Prices of the credits have dropped from last year’s peaks above 30 euros to 11.75 on Tuesday, copying the fall in power prices and a decline in European manufacturing activity.
Svoboda said some companies, strapped for cash after banks choked off credit, were selling their allocated allowances to raise funds needed for operations, opening a short position.
“Companies are realizing that when they cannot get cash from banks, and they have nothing tangible left to use as collateral or for lease-back, they come to this (permits) account and sell,” he later told Reuters on the fringes of the conference.
“They will need to get them back next March, but that is the last thing they are interested in, because they need cash.”
Companies releasing carbon dioxide into the atmosphere get allowances from their governments, and must buy extra ones on the market if they produce more carbon emissions.
The current allocation is valid until 2012. After that, all permits will gradually be auctioned, and fewer will be made available to promote investment in clean technology.
Svoboda said CEZ took a long-term view of its needs, which reflects the fact that the company will keep producing power in polluting coal plants for years.

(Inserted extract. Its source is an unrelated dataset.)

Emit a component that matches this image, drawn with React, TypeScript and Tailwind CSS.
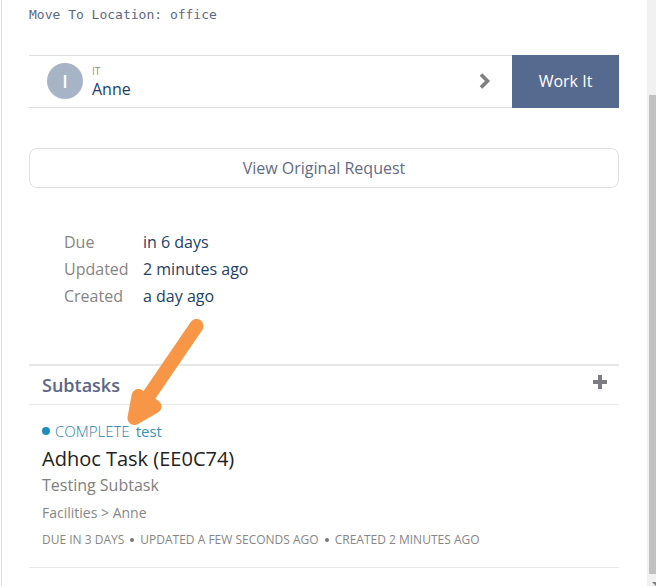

He said the firm was buying permits and futures now to hedge its production even after the year 2012.
“Prices have reached a level that it is worth it to buy and there is a rule you can bank the allowances into the next period (keep them until after 2012),” he said. “The market is operating today as if the rule was not there.”
He said he saw prices climbing above the 30 euro level as markets realize the cost of investments needed to bring down carbon dioxide emissions.
“Those who buy for 9 or 10 today will save expenditure of 30 or more euros in future.”
The power group said last week that the lower price of emission credits would allow higher production in its coal units, helping boost 2009 earnings.